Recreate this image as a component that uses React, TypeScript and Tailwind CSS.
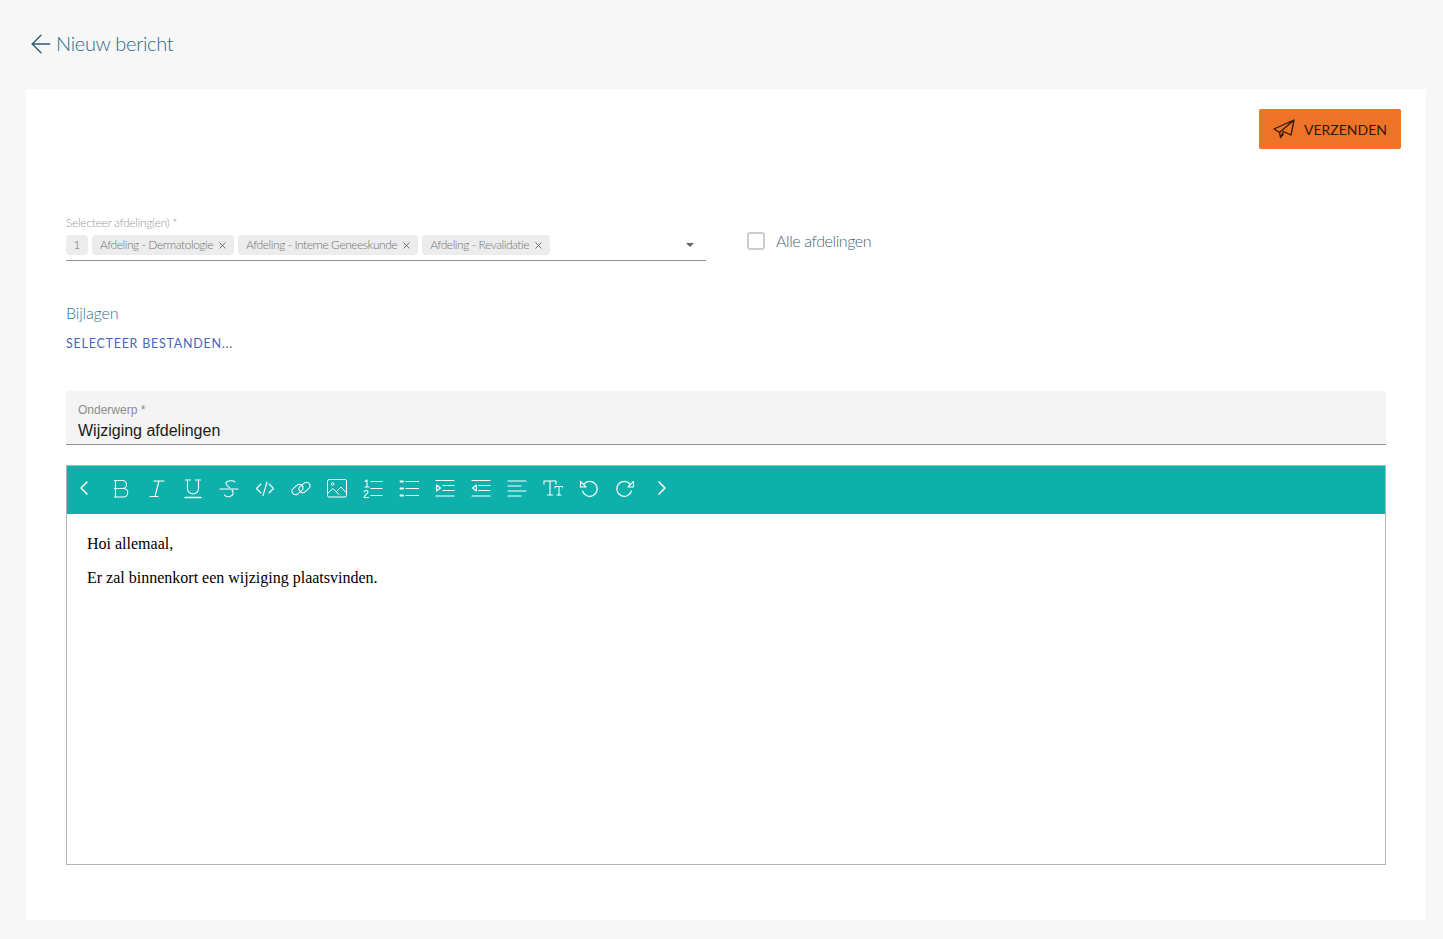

---

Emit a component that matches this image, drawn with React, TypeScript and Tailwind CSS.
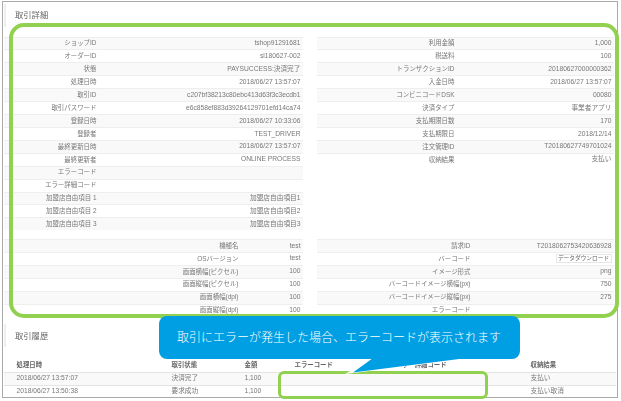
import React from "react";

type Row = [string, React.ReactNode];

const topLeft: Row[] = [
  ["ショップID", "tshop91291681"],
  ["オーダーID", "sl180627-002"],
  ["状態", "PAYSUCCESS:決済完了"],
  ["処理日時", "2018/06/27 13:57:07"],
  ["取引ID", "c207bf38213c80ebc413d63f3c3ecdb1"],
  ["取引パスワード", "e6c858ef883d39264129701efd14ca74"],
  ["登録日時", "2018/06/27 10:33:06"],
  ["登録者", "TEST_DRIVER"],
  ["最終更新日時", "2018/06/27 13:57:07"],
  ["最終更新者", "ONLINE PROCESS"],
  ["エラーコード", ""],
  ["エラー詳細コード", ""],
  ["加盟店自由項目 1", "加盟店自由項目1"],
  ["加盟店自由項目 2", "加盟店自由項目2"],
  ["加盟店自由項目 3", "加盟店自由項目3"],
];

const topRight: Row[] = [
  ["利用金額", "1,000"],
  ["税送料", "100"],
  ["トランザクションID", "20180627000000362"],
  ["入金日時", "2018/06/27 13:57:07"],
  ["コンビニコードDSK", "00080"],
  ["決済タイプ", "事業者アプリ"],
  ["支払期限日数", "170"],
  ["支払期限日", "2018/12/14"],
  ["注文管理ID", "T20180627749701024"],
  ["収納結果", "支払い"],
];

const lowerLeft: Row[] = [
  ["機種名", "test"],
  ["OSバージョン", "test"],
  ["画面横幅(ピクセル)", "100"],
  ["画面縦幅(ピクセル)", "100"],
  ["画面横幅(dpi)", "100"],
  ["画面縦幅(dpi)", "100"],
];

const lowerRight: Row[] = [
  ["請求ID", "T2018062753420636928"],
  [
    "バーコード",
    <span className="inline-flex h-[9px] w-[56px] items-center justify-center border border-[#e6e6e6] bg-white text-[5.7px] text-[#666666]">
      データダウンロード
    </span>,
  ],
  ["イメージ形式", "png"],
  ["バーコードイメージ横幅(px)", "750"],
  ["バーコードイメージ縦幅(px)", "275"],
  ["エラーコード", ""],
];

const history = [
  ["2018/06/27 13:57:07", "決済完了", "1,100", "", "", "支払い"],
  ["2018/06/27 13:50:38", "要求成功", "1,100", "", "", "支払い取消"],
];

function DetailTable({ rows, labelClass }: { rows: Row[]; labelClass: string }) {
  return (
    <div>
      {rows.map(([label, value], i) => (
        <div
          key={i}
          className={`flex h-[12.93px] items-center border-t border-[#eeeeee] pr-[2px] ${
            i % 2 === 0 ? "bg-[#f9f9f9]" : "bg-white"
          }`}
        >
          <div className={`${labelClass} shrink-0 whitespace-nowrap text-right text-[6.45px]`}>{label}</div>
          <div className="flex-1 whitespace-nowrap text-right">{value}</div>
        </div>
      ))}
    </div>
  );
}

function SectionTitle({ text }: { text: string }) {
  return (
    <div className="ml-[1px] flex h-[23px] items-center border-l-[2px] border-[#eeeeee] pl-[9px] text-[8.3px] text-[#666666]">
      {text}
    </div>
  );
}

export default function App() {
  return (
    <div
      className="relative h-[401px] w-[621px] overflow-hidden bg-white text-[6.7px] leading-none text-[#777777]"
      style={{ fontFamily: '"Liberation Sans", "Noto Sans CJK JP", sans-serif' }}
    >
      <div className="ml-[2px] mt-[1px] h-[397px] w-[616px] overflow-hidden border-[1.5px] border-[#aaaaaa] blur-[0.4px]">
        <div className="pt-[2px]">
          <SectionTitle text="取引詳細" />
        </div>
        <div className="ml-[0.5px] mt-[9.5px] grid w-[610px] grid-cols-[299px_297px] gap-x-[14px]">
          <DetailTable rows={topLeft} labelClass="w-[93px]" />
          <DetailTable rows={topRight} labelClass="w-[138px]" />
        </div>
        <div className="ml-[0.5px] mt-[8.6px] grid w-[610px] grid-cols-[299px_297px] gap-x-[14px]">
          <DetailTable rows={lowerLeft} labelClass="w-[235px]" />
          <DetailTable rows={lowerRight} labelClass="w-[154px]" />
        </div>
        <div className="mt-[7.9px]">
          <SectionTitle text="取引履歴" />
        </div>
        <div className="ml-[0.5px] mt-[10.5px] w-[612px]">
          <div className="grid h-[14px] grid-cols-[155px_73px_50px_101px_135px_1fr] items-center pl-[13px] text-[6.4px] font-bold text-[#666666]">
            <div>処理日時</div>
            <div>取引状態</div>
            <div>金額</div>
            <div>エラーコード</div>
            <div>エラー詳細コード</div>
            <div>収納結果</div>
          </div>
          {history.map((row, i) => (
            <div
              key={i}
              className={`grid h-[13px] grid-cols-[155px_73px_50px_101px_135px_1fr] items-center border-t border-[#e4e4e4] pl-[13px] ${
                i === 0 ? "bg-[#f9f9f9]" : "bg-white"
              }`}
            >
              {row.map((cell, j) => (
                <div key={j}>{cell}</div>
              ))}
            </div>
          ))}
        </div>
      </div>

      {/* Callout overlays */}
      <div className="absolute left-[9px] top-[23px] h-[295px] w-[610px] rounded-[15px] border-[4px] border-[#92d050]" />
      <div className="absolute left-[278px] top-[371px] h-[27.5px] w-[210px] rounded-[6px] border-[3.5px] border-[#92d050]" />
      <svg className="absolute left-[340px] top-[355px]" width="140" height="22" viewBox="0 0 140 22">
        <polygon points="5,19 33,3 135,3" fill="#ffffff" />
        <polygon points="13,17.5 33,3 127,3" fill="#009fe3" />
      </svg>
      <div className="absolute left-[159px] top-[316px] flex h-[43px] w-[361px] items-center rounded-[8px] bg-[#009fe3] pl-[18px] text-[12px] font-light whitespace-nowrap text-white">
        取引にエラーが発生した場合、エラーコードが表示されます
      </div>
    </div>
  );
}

— What is expected —
In the data above, count the lines where the word "this" appears; reply with the number only.

— Written solution —
2